De su padre, periodista deportivo y subdirector del diario Pueblo, heredó su pasión por el fútbol, cuya actualidad desmenuza sin medias tintas (como todo lo que hace) en su afilada columna de prensa El cortador de césped. También por vía paterna le viene su afición a la elegancia en el vestir.
Cierto que algo estrafalaria (trajes de colores chillones y camisas de psicodélicos estampados no son el colmo de la discreción), pero elegante al fin y al cabo. Björk, anonadada, le llamaba “the jacket man”, “el hombre de las chaquetas”. Y epatar a la histriónica islandesa en materia de vestuario no es fácil. “Es mi único vicio. Nunca me he gastado el dinero en coca”, dice.

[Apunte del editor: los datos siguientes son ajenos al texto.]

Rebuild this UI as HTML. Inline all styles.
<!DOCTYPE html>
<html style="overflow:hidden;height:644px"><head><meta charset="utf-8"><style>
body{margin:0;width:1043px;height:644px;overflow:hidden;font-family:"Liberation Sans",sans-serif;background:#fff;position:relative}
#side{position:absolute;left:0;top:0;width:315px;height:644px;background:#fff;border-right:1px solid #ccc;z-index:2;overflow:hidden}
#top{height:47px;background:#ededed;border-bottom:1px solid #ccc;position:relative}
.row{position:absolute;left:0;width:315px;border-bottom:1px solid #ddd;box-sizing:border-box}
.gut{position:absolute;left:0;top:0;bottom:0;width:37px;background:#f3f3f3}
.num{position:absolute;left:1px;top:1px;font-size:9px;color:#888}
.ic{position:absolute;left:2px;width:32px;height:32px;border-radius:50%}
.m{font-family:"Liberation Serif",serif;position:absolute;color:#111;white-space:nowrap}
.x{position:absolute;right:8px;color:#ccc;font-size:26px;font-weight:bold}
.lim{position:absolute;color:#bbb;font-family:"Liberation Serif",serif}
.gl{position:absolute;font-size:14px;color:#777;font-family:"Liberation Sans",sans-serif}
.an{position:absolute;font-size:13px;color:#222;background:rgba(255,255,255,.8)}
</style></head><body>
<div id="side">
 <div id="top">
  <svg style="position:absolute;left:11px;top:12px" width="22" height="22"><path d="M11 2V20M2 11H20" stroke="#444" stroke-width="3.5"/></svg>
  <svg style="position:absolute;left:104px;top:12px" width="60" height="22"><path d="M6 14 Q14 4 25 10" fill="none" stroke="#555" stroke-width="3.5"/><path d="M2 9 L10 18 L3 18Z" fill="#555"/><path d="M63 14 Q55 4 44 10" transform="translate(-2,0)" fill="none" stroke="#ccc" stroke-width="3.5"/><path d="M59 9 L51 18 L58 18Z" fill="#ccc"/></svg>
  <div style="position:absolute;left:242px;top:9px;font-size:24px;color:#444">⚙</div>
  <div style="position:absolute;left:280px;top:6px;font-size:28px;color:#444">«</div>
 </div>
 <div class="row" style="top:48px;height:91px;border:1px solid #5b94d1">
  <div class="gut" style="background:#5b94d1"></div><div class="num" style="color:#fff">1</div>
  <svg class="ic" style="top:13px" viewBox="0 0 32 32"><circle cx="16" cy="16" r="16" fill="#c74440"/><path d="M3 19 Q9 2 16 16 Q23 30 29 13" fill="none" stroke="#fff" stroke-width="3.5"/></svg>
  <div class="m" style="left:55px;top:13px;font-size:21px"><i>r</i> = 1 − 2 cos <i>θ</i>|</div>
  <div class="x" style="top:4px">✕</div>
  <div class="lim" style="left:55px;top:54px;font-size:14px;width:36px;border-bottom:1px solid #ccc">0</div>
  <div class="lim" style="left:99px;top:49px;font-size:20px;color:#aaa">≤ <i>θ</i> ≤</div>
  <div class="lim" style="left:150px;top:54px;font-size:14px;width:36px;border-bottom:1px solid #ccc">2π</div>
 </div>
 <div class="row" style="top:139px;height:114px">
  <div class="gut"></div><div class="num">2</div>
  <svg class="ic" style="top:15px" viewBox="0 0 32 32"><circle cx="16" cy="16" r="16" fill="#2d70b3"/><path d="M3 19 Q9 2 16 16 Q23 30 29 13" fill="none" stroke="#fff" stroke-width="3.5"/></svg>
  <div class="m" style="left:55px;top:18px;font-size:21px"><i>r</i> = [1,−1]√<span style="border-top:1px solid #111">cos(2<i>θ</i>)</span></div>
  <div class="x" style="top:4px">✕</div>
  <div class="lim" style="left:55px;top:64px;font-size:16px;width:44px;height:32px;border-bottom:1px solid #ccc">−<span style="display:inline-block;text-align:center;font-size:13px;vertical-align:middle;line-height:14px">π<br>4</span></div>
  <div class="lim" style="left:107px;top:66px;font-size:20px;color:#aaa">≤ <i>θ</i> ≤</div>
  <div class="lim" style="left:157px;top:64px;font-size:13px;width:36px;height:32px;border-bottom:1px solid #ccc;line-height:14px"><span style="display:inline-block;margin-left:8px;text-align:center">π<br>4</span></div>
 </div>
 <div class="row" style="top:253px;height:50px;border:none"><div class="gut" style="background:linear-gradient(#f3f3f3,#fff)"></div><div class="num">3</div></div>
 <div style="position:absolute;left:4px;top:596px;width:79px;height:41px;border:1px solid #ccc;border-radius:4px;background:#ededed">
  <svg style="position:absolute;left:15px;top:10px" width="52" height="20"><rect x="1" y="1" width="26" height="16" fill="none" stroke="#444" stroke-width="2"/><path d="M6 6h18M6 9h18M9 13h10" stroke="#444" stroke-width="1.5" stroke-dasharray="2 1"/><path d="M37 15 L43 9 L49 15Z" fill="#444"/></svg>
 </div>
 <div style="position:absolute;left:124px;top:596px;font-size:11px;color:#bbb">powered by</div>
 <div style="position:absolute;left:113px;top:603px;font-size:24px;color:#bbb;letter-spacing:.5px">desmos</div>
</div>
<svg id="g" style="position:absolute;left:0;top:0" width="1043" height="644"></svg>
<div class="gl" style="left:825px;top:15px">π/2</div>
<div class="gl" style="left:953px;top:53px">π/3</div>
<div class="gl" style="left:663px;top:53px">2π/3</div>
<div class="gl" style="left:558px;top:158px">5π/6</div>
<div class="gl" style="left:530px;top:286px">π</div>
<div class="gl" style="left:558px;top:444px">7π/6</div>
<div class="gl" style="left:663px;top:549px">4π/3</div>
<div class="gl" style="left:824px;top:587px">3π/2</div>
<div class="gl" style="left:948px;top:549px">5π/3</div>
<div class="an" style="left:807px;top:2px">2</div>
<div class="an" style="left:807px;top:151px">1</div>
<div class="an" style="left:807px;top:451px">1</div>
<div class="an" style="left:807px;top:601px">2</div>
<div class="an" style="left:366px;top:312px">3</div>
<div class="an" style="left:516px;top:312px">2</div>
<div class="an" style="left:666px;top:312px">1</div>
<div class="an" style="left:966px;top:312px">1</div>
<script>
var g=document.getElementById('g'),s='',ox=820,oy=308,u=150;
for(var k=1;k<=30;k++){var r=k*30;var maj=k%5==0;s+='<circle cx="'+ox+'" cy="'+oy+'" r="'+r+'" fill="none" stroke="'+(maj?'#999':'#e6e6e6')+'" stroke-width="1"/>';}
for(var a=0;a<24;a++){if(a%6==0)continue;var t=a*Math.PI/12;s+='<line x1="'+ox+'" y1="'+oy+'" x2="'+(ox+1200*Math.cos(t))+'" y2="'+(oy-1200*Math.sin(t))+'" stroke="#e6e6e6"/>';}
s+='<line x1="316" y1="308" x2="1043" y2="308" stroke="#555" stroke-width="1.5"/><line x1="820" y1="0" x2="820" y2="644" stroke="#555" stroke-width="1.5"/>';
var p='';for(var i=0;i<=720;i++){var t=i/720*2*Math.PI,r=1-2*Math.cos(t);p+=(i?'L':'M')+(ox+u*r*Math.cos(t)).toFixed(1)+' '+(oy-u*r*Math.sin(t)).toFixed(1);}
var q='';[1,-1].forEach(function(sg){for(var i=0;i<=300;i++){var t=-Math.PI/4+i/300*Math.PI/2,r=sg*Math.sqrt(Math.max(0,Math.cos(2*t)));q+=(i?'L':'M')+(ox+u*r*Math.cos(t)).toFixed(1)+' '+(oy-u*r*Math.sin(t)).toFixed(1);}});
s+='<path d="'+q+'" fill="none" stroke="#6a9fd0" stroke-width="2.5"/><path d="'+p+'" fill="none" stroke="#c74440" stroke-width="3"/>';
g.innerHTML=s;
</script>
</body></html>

“Mi padre era un dandi vistiendo, aunque de otro estilo; era otra época. Pero ese gen me viene de ahí. De pequeño yo veía cómo vestían los Beatles, Cream, los Yardbirds, los Who, y dije: yo me visto así. Es así de simple. Tú has visto dos o tres armarios, pero tengo ocho o nueve. El artista tiene que vestirse de estrella. Eso se lo he dicho yo a Chris Martin [de Coldplay], con quien tuve una discusión al respecto, y sabes que es muy buen amigo mío. Y se lo digo siempre: ‘No puedes salir al escenario como si fueses alguien del público’. ¿Por qué los Rolling Stones siguen siendo lo que son? Porque se visten para salir a un escenario. Incluso Paul McCartney”.
“Soy muy afortunado: he podido dedicarme a todo lo que me gusta y me ha salido bien”, concede. Podría estar jubilado, pero su carácter inquieto no le permite treguas. Prepara la segunda parte de su disco Mr. Instrumental, con versiones instrumentales de canciones clásicas y temas propios. En noviembre viajará a Egipto a celebrar el centenario del descubrimiento de la tumba de Tutankamon. “Será mi vigésimo tercera visita”, explica.

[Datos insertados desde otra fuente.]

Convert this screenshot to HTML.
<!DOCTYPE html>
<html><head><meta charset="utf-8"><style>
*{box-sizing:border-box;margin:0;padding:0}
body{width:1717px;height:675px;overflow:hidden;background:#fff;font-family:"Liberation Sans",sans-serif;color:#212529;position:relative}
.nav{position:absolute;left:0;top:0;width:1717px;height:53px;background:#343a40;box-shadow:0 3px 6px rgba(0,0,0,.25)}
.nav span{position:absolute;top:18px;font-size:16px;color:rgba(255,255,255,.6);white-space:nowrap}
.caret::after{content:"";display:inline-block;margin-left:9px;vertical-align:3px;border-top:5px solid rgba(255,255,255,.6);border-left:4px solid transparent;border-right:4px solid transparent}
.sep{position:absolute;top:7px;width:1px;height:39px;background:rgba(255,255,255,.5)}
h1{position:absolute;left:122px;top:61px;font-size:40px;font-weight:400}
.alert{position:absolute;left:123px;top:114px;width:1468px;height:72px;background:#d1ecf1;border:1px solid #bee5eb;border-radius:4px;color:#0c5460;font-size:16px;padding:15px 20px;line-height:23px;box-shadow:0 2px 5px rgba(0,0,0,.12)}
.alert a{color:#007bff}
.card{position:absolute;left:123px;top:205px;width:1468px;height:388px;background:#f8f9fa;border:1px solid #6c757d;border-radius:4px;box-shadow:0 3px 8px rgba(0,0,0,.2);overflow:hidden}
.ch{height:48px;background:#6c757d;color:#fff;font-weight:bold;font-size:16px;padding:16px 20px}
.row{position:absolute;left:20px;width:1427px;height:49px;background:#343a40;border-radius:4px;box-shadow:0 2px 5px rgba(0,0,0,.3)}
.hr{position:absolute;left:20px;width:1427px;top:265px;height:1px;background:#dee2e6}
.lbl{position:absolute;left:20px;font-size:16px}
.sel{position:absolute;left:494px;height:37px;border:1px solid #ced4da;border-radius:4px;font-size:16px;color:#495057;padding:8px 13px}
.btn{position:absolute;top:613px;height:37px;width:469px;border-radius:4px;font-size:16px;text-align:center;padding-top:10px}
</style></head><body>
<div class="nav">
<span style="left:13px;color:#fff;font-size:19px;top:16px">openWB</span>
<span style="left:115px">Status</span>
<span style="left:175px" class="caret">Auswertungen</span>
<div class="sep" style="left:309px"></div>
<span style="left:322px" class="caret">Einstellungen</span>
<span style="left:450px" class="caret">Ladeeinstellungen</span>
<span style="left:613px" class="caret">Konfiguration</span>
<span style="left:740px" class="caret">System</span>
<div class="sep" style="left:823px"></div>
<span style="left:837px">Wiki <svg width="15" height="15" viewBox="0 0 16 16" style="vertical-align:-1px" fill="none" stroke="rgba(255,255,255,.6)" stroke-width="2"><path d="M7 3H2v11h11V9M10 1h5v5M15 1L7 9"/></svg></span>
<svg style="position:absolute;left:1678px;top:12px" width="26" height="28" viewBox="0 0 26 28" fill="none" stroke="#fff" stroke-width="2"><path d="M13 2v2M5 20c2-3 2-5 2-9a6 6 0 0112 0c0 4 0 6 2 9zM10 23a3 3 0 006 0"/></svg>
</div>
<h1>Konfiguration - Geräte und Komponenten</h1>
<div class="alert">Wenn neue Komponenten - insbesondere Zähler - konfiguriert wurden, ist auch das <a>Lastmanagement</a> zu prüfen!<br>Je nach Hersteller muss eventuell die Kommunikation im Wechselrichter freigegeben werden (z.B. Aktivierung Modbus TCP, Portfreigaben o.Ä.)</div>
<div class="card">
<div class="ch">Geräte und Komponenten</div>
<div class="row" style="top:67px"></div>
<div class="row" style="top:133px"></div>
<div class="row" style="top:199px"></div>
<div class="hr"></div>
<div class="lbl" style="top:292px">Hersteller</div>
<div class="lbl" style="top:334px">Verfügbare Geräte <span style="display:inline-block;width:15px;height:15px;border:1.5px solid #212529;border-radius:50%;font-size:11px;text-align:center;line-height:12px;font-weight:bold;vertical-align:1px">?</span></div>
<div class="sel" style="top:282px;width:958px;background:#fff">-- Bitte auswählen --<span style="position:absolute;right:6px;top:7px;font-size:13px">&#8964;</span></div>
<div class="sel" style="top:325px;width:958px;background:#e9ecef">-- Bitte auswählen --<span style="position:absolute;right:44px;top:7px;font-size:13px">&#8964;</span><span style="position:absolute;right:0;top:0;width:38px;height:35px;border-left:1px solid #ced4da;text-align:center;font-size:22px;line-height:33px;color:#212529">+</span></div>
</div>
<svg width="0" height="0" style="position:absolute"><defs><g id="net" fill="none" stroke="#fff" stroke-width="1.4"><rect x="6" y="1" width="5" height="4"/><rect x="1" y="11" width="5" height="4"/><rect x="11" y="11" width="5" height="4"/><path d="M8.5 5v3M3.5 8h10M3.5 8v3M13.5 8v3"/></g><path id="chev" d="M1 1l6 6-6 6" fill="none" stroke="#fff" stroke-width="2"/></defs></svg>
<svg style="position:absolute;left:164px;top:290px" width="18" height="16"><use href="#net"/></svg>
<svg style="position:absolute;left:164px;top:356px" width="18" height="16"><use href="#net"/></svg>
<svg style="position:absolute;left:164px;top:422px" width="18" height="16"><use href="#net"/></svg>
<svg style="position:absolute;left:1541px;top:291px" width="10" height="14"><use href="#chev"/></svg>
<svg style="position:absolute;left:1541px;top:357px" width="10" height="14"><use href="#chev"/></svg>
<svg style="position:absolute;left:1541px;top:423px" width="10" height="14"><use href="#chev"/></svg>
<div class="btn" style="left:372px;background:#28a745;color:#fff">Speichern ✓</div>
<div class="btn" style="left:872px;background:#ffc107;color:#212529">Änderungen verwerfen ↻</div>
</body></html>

Se pasa el día conectado a Tidal, incluso mientras escribe de música o de fútbol. Comienza sus jornadas con un frugal desayuno (“una tostada pequeña con aceite, una galleta sin…, de esas que no engordan, y un plátano”) y, antes de irse a dormir, se limita a un tomate y poco de jamón de York. “Para estar a punto de cumplir 72 [el 26 de junio es su cumpleaños], tengo buena apariencia”, presume. “Me conservo bien, ¿eh?”.